If you’re already working with a 3PL and the integration feels fragile — frequent sync delays, inventory discrepancies, manual workarounds — that’s worth a conversation.

Get your free fulfillment audit →

Frequently Asked Questions

Q: How long does it take to integrate Shopify with a 3PL?
A: Most integrations take 1–3 business days of technical setup followed by 1–2 days of test order validation. Plan for 1–2 weeks total from contract signing to live shipping — this accounts for inventory transfer and SKU mapping, which often take longer than the technical connection itself.

Q: Do I need technical knowledge to connect Shopify to a 3PL?
A: No. A good 3PL handles the integration on their end. Your team typically needs to share API credentials and confirm SKUs match — the 3PL does the rest. If a provider asks you to manage the integration yourself, that’s a red flag.

Q: What happens if the Shopify integration goes down?
A: Any reliable 3PL will have a manual override process — typically a daily order export — so fulfillment continues even during API interruptions. Ask prospective 3PLs exactly how they handle integration outages before signing a contract.
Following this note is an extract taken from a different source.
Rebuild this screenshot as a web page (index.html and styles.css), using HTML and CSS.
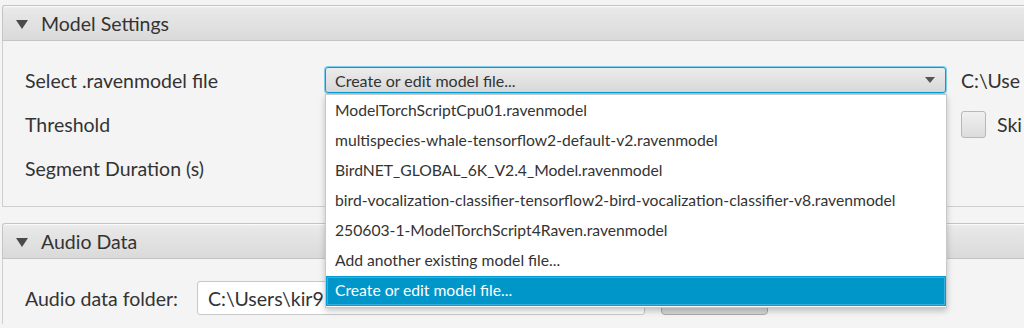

Q: Can a 3PL handle my Shopify returns automatically?
A: Yes, if the 3PL supports returns management. Returned items can be flagged in Shopify, processed at the warehouse, and restocked — with inventory updated in Shopify automatically. Confirm this is included in your service agreement, as some 3PLs charge separately for returns handling.

Q: Is outsourcing Shopify fulfillment to a 3PL more expensive than in-house?
A: At very low volumes, in-house fulfillment can appear cheaper. Once you factor in warehouse rent, labour, packaging, and carrier rate access, most brands find 3PL fulfillment more cost-effective above 200–300 orders per month. A 3PL’s volume-based carrier discounts alone often offset the per-order fee.